* THE PROBLEM:
State the number of lines where "page" appears. Add nothing else.

* DATA PROVIDED:

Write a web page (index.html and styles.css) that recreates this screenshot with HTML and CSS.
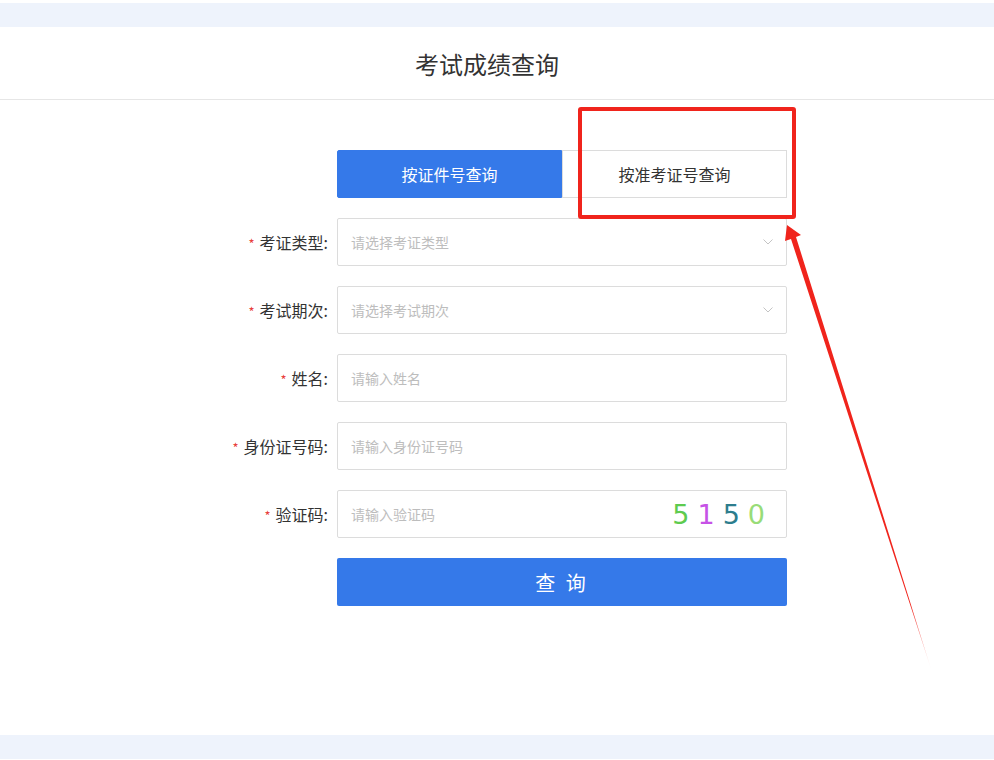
FILE: index.html
```html
<!DOCTYPE html>
<html lang="zh-CN">

<head>
  <meta charset="UTF-8">
  <meta name="viewport" content="width=device-width, initial-scale=1.0">
  <title>考试成绩查询</title>
  <link rel="stylesheet" href="styles.css">
</head>

<body>
  <div class="page">
    <div class="band"></div>
    <header>
      <h1>考试成绩查询</h1>
    </header>
    <main>
      <div class="query">
        <div class="tabs">
          <a href="#" class="tab active">按证件号查询</a>
          <a href="#" class="tab">按准考证号查询</a>
        </div>
        <div class="row">
          <label><i>*</i>考证类型:</label>
          <div class="field select">
            <span class="ph">请选择考证类型</span>
            <svg class="chev" width="10" height="6" viewBox="0 0 10 6"><path d="M0.5 0.5 L5 5 L9.5 0.5" fill="none" stroke="#c4c4c4" stroke-width="1"/></svg>
          </div>
        </div>
        <div class="row">
          <label><i>*</i>考试期次:</label>
          <div class="field select">
            <span class="ph">请选择考试期次</span>
            <svg class="chev" width="10" height="6" viewBox="0 0 10 6"><path d="M0.5 0.5 L5 5 L9.5 0.5" fill="none" stroke="#c4c4c4" stroke-width="1"/></svg>
          </div>
        </div>
        <div class="row">
          <label><i>*</i>姓名:</label>
          <div class="field"><span class="ph">请输入姓名</span></div>
        </div>
        <div class="row">
          <label><i>*</i>身份证号码:</label>
          <div class="field"><span class="ph">请输入身份证号码</span></div>
        </div>
        <div class="row">
          <label><i>*</i>验证码:</label>
          <div class="field">
            <span class="ph">请输入验证码</span>
            <span class="captcha"><b class="c1">5</b><b class="c2">1</b><b class="c3">5</b><b class="c4">0</b></span>
          </div>
        </div>
        <div class="row">
          <span></span>
          <a href="#" class="btn">查 询</a>
        </div>
      </div>
    </main>
    <div class="band"></div>

    <!-- marcacao vermelha por cima da tela -->
    <div class="mark-box"></div>
    <svg class="mark-arrow" width="994" height="760" viewBox="0 0 994 760">
      <defs>
        <linearGradient id="fade" x1="787" y1="225" x2="932" y2="672" gradientUnits="userSpaceOnUse">
          <stop offset="0" stop-color="#f0241c"/>
          <stop offset="0.85" stop-color="#f0241c"/>
          <stop offset="1" stop-color="#f0241c" stop-opacity="0"/>
        </linearGradient>
      </defs>
      <polygon points="787,225 801,235 796,237 932,672 791,239 785,241" fill="url(#fade)"/>
    </svg>
  </div>
</body>

</html>
```

FILE: styles.css
```css
body,
h1,
p {
  margin: 0;
  padding: 0;
}

body {
  font-family: "Noto Sans CJK SC", "Noto Sans", sans-serif;
  background: #fff;
  color: #333;
}

.page {
  position: relative;
  width: 994px;
  height: 760px;
  overflow: hidden;
  padding-top: 3px;
  box-sizing: border-box;
}

.band {
  height: 24px;
  background: #eef3fc;
}

header {
  height: 72px;
  border-bottom: 1px solid #e6e6e6;
  display: flex;
  align-items: center;
  justify-content: center;
  padding-right: 20px;
}

h1 {
  font-size: 24px;
  font-weight: normal;
  color: #333;
}

main {
  height: 635px;
  box-sizing: border-box;
  padding-top: 50px;
}

.query {
  width: 580px;
  margin: 0 auto;
}

.tabs {
  display: flex;
  margin-left: 130px;
  margin-bottom: 20px;
}

.tab {
  flex: 1;
  height: 48px;
  display: flex;
  align-items: center;
  justify-content: center;
  text-decoration: none;
  font-size: 16px;
  color: #333;
  border: 1px solid #dcdcdc;
  box-sizing: border-box;
}

.tab.active {
  background: #3579e9;
  border-color: #3579e9;
  color: #fff;
  border-radius: 2px 0 0 2px;
}

.row {
  display: grid;
  grid-template-columns: 130px 450px;
  align-items: center;
  margin-bottom: 20px;
}

.row label {
  text-align: right;
  padding-right: 9px;
  font-size: 16px;
  color: #333;
}

.row label i {
  font-style: normal;
  color: #e8403a;
  font-size: 13px;
  margin-right: 5px;
}

.field {
  height: 48px;
  box-sizing: border-box;
  border: 1px solid #dcdcdc;
  border-radius: 2px;
  display: flex;
  align-items: center;
  padding: 0 13px;
  position: relative;
}

.ph {
  font-size: 14px;
  color: #bdbdbd;
  flex: 1;
}

.chev {
  margin-right: 0;
}

.captcha {
  display: flex;
  gap: 8px;
  font-family: "DejaVu Sans", sans-serif;
  font-size: 27px;
  margin-right: 8px;
}

.captcha b {
  font-weight: normal;
}

.c1 { color: #5ecb4f; }
.c2 { color: #c652e6; }
.c3 { color: #2d7d8d; }
.c4 { color: #98dc78; }

.btn {
  height: 48px;
  background: #3579e9;
  border-radius: 2px;
  color: #fff;
  text-decoration: none;
  font-size: 20px;
  display: flex;
  align-items: center;
  justify-content: center;
  letter-spacing: 3px;
}

.mark-box {
  position: absolute;
  left: 578px;
  top: 107px;
  width: 218px;
  height: 112px;
  box-sizing: border-box;
  border: 4px solid #f0241c;
  border-radius: 3px;
}

.mark-arrow {
  position: absolute;
  left: 0;
  top: 0;
}
```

* FINAL ANSWER:
3